**Data excerpt**
%%

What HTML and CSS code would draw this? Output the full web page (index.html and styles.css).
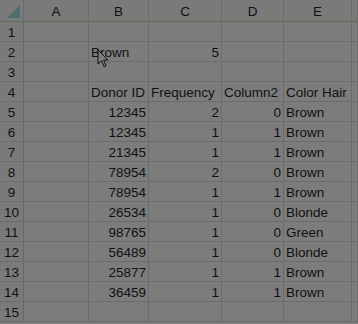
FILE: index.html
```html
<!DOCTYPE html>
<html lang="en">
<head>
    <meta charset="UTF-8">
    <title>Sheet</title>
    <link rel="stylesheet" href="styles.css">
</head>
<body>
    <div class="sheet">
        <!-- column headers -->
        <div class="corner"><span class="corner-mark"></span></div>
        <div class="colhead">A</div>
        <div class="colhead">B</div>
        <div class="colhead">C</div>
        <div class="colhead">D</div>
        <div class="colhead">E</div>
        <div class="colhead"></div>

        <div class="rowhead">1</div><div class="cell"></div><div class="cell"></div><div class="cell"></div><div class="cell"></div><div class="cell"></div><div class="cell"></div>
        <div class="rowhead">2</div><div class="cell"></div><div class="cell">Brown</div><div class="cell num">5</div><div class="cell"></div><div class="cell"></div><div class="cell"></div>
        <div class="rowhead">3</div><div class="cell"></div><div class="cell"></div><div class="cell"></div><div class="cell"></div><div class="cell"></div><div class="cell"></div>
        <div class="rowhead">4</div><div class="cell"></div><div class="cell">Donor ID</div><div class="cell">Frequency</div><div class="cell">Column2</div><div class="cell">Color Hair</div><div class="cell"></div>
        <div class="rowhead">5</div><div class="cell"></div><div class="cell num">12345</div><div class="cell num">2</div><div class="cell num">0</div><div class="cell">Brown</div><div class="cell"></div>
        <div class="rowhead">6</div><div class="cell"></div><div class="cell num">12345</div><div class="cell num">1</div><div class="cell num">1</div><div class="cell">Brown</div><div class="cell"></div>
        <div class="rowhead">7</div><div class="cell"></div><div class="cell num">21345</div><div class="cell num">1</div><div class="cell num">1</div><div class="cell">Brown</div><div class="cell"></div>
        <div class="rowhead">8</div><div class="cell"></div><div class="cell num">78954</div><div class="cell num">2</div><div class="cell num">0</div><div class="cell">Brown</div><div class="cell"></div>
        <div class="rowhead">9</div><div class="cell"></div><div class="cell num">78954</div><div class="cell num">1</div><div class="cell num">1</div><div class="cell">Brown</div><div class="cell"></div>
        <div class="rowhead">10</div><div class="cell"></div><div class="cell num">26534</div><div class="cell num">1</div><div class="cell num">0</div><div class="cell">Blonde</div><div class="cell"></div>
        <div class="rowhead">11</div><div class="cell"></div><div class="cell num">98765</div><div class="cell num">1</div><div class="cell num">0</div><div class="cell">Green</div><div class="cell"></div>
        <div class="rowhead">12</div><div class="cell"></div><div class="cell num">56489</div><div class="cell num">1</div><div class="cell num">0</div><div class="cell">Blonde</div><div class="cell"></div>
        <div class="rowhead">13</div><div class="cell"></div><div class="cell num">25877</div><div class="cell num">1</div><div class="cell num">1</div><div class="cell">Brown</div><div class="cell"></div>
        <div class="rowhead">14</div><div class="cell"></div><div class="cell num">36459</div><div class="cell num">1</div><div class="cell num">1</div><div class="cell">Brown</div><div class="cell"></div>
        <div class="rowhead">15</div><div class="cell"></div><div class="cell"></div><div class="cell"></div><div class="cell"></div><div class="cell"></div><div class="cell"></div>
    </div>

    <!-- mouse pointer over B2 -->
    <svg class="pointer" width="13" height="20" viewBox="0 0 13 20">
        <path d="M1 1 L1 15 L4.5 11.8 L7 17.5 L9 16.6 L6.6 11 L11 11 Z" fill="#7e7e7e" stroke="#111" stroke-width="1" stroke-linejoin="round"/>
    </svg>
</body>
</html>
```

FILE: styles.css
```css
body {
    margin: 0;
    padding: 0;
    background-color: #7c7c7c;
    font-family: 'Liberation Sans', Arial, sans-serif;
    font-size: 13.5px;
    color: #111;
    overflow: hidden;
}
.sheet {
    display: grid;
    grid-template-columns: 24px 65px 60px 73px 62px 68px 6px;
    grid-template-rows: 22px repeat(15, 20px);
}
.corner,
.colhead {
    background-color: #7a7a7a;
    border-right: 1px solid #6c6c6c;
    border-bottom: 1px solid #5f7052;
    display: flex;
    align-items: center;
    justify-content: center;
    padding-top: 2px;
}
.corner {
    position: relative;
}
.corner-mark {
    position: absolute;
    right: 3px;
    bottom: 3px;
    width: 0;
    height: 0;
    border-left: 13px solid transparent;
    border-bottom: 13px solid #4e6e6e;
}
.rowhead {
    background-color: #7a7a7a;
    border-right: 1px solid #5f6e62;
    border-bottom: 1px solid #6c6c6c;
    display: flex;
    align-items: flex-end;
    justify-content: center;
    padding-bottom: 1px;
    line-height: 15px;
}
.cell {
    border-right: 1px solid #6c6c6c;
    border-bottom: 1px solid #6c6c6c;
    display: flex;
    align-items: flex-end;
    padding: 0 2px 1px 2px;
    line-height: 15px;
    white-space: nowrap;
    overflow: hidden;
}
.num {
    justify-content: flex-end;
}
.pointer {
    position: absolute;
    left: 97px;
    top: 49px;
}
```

%%

**Requirement**
Leaving the pictures aside, transcribe the entire listing exactly.

**The answer**
What HTML and CSS code would draw this? Output the full web page (index.html and styles.css).
FILE: index.html
```html
<!DOCTYPE html>
<html lang="en">
<head>
    <meta charset="UTF-8">
    <title>Sheet</title>
    <link rel="stylesheet" href="styles.css">
</head>
<body>
    <div class="sheet">
        <!-- column headers -->
        <div class="corner"><span class="corner-mark"></span></div>
        <div class="colhead">A</div>
        <div class="colhead">B</div>
        <div class="colhead">C</div>
        <div class="colhead">D</div>
        <div class="colhead">E</div>
        <div class="colhead"></div>

        <div class="rowhead">1</div><div class="cell"></div><div class="cell"></div><div class="cell"></div><div class="cell"></div><div class="cell"></div><div class="cell"></div>
        <div class="rowhead">2</div><div class="cell"></div><div class="cell">Brown</div><div class="cell num">5</div><div class="cell"></div><div class="cell"></div><div class="cell"></div>
        <div class="rowhead">3</div><div class="cell"></div><div class="cell"></div><div class="cell"></div><div class="cell"></div><div class="cell"></div><div class="cell"></div>
        <div class="rowhead">4</div><div class="cell"></div><div class="cell">Donor ID</div><div class="cell">Frequency</div><div class="cell">Column2</div><div class="cell">Color Hair</div><div class="cell"></div>
        <div class="rowhead">5</div><div class="cell"></div><div class="cell num">12345</div><div class="cell num">2</div><div class="cell num">0</div><div class="cell">Brown</div><div class="cell"></div>
        <div class="rowhead">6</div><div class="cell"></div><div class="cell num">12345</div><div class="cell num">1</div><div class="cell num">1</div><div class="cell">Brown</div><div class="cell"></div>
        <div class="rowhead">7</div><div class="cell"></div><div class="cell num">21345</div><div class="cell num">1</div><div class="cell num">1</div><div class="cell">Brown</div><div class="cell"></div>
        <div class="rowhead">8</div><div class="cell"></div><div class="cell num">78954</div><div class="cell num">2</div><div class="cell num">0</div><div class="cell">Brown</div><div class="cell"></div>
        <div class="rowhead">9</div><div class="cell"></div><div class="cell num">78954</div><div class="cell num">1</div><div class="cell num">1</div><div class="cell">Brown</div><div class="cell"></div>
        <div class="rowhead">10</div><div class="cell"></div><div class="cell num">26534</div><div class="cell num">1</div><div class="cell num">0</div><div class="cell">Blonde</div><div class="cell"></div>
        <div class="rowhead">11</div><div class="cell"></div><div class="cell num">98765</div><div class="cell num">1</div><div class="cell num">0</div><div class="cell">Green</div><div class="cell"></div>
        <div class="rowhead">12</div><div class="cell"></div><div class="cell num">56489</div><div class="cell num">1</div><div class="cell num">0</div><div class="cell">Blonde</div><div class="cell"></div>
        <div class="rowhead">13</div><div class="cell"></div><div class="cell num">25877</div><div class="cell num">1</div><div class="cell num">1</div><div class="cell">Brown</div><div class="cell"></div>
        <div class="rowhead">14</div><div class="cell"></div><div class="cell num">36459</div><div class="cell num">1</div><div class="cell num">1</div><div class="cell">Brown</div><div class="cell"></div>
        <div class="rowhead">15</div><div class="cell"></div><div class="cell"></div><div class="cell"></div><div class="cell"></div><div class="cell"></div><div class="cell"></div>
    </div>

    <!-- mouse pointer over B2 -->
    <svg class="pointer" width="13" height="20" viewBox="0 0 13 20">
        <path d="M1 1 L1 15 L4.5 11.8 L7 17.5 L9 16.6 L6.6 11 L11 11 Z" fill="#7e7e7e" stroke="#111" stroke-width="1" stroke-linejoin="round"/>
    </svg>
</body>
</html>
```

FILE: styles.css
```css
body {
    margin: 0;
    padding: 0;
    background-color: #7c7c7c;
    font-family: 'Liberation Sans', Arial, sans-serif;
    font-size: 13.5px;
    color: #111;
    overflow: hidden;
}
.sheet {
    display: grid;
    grid-template-columns: 24px 65px 60px 73px 62px 68px 6px;
    grid-template-rows: 22px repeat(15, 20px);
}
.corner,
.colhead {
    background-color: #7a7a7a;
    border-right: 1px solid #6c6c6c;
    border-bottom: 1px solid #5f7052;
    display: flex;
    align-items: center;
    justify-content: center;
    padding-top: 2px;
}
.corner {
    position: relative;
}
.corner-mark {
    position: absolute;
    right: 3px;
    bottom: 3px;
    width: 0;
    height: 0;
    border-left: 13px solid transparent;
    border-bottom: 13px solid #4e6e6e;
}
.rowhead {
    background-color: #7a7a7a;
    border-right: 1px solid #5f6e62;
    border-bottom: 1px solid #6c6c6c;
    display: flex;
    align-items: flex-end;
    justify-content: center;
    padding-bottom: 1px;
    line-height: 15px;
}
.cell {
    border-right: 1px solid #6c6c6c;
    border-bottom: 1px solid #6c6c6c;
    display: flex;
    align-items: flex-end;
    padding: 0 2px 1px 2px;
    line-height: 15px;
    white-space: nowrap;
    overflow: hidden;
}
.num {
    justify-content: flex-end;
}
.pointer {
    position: absolute;
    left: 97px;
    top: 49px;
}
```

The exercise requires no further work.